Good job ... like its counterpart, the Army footlocker, whose design was perfected to a "t" for its specific purposes, it appears to pay homage to portability, security, and durability. (I still think you will find the previously discussed "runners" a big plus for any kind of "camp" use, even indoors)
Gotta big grin when I saw it ... and it brings back some memories.
I went through Artillery OCS in the late 60's at Fort Sill, OK (aka, Comanche County Canon Cockers College).
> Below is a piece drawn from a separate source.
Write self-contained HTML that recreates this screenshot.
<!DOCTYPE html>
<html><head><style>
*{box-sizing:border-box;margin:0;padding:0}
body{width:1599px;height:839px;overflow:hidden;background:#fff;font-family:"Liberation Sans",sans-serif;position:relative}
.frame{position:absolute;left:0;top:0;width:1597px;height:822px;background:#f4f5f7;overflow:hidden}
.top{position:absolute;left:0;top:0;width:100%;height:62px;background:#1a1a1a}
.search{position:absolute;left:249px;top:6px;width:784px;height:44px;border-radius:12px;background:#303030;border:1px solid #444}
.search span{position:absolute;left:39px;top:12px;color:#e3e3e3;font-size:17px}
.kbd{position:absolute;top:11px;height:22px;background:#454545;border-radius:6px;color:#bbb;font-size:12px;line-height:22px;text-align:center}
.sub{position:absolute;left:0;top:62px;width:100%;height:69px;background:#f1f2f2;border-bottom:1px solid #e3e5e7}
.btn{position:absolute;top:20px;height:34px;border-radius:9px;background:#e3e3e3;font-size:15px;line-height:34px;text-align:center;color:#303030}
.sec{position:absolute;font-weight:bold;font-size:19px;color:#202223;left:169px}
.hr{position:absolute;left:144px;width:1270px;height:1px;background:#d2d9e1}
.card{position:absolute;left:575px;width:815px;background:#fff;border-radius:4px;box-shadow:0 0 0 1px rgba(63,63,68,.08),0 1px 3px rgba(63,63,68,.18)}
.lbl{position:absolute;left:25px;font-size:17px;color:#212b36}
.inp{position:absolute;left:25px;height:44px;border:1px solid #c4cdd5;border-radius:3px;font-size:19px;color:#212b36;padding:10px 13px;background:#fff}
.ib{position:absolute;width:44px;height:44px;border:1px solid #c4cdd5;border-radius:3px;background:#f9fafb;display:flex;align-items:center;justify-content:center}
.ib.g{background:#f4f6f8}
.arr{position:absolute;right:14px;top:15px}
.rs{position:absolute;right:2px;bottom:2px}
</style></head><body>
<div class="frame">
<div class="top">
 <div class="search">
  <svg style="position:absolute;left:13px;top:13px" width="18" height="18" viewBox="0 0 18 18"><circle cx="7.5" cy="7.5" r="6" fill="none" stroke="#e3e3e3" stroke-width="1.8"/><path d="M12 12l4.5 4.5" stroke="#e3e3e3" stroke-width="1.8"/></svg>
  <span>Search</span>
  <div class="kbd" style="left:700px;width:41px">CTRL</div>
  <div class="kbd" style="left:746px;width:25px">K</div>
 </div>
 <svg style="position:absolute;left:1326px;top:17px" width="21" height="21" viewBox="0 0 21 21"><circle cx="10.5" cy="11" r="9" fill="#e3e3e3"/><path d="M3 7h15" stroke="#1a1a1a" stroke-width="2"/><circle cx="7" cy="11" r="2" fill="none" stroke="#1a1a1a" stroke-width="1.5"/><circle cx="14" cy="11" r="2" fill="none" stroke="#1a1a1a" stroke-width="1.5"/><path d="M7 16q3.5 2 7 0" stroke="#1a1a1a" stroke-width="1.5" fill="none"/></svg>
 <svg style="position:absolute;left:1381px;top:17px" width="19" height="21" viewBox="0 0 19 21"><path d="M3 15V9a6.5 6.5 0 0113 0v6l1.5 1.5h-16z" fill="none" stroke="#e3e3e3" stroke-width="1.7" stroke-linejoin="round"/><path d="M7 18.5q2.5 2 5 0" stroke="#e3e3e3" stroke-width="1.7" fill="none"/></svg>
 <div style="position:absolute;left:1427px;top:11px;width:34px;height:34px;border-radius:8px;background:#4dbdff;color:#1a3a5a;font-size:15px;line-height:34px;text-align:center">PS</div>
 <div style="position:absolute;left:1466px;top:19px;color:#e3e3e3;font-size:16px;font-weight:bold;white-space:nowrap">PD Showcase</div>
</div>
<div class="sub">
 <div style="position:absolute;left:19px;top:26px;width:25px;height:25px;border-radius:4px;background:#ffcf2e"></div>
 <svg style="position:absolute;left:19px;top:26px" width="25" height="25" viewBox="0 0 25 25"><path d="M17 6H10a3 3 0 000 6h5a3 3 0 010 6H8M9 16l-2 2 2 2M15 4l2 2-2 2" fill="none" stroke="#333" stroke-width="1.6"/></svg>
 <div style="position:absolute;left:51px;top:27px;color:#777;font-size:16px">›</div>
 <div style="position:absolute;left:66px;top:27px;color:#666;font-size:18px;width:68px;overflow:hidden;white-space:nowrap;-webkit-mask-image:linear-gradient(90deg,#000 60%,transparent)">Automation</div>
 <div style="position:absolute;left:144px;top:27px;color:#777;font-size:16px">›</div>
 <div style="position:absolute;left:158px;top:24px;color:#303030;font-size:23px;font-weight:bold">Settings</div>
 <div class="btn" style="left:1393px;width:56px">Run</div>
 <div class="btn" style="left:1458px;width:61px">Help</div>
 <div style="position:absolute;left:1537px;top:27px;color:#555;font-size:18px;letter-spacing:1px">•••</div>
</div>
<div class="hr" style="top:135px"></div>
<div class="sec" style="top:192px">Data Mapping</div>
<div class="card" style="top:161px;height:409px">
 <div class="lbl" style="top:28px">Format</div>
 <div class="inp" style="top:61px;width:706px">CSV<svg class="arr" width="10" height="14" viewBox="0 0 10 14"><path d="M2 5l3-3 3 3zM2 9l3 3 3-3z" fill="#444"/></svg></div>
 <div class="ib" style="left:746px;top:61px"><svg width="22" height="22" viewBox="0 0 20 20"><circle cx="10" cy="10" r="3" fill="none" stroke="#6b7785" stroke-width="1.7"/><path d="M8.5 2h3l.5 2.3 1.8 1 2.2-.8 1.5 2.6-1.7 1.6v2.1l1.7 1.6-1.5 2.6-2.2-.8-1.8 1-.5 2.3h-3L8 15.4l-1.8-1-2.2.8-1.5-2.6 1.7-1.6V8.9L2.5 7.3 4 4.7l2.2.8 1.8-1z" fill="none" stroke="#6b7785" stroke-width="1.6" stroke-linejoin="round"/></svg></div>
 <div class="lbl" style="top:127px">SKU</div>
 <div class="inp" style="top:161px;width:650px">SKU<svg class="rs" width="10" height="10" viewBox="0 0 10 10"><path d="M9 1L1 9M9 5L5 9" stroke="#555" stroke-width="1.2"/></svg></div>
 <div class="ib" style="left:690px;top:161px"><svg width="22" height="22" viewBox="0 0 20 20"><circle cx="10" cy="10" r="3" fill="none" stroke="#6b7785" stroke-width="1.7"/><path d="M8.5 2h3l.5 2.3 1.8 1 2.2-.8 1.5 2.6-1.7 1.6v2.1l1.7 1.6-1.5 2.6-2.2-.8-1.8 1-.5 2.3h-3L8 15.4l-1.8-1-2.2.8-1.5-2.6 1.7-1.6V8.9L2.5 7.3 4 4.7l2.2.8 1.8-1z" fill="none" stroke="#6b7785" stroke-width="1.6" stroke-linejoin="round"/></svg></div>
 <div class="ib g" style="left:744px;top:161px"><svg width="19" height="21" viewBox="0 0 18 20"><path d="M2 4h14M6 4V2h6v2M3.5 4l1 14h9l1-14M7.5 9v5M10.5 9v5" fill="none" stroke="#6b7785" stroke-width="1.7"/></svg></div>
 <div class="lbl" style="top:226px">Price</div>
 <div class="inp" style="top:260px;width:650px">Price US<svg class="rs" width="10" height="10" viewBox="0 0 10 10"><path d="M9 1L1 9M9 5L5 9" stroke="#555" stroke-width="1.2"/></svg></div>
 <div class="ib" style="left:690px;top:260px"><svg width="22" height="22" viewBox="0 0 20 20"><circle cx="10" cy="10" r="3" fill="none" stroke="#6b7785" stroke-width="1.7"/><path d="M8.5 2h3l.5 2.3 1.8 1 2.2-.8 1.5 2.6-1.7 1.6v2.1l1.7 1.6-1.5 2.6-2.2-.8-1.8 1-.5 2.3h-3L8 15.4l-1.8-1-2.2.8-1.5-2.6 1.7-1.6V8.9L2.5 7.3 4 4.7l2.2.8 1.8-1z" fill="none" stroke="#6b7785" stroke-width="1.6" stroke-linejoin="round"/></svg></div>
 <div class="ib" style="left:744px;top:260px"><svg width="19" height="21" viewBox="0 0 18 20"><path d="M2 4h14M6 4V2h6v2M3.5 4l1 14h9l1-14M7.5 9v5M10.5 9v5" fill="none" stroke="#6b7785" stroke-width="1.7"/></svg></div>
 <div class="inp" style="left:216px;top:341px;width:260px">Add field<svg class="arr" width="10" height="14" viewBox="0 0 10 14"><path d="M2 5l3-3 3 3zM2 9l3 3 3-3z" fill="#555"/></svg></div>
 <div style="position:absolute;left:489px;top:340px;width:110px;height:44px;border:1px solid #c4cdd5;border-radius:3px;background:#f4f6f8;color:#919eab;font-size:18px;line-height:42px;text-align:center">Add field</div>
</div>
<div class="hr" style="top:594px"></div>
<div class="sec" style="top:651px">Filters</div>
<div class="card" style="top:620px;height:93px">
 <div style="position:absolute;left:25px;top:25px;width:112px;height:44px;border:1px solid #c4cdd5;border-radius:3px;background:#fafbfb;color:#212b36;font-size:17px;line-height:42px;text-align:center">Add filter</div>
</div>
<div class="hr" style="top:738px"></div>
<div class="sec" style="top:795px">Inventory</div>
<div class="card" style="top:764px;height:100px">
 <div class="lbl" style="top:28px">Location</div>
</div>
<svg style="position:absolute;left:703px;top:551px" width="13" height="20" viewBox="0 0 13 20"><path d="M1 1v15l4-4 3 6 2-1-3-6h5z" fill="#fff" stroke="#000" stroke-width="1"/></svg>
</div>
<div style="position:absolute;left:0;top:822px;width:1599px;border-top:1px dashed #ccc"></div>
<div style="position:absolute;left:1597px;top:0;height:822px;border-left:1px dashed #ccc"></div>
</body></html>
Part of the drill while there was that your Army footlocker, and it's contents, had to be ready for "white glove" inspection 24/7.
What we did to make it easy on ourselves was to wrap starched barber towels around shirt cardboard, glue the assembly to the bottom of the two top tray sections, and then glue brand new "personal display items" like shaving equipment, tooth brush, hair brush (no hair, but the brushes were required), specific toilet articles, etc, to the towels.
The layout of these items was set out by regulation, measured to the nth of an inch, were never used, and were most definitely for "display only" if you knew what was good for you.
The bottom of the footlocker had the same specific requirements for contents location (socks folded with a "smile", etc) with one exception:
A "Converse" brand tennis shoe box, with the top held on by two boot "blousing rubbers", precisely located 1" from each end, was a "required" item in the bottom left corner.
This latter was your "Magic Box". Sacred and inviolate, it was not required to be opened for inspection and could hold anything that would fit, but mostly personal items, like letters from home, razor, toothbrush, etc that you _did_ use on a daily basis ...and anything else of a sacred nature that would fit.
No one, including upperclassmen or permanent duty personnel were allowed access to your "Magic Box", and did we take advantage of that! :)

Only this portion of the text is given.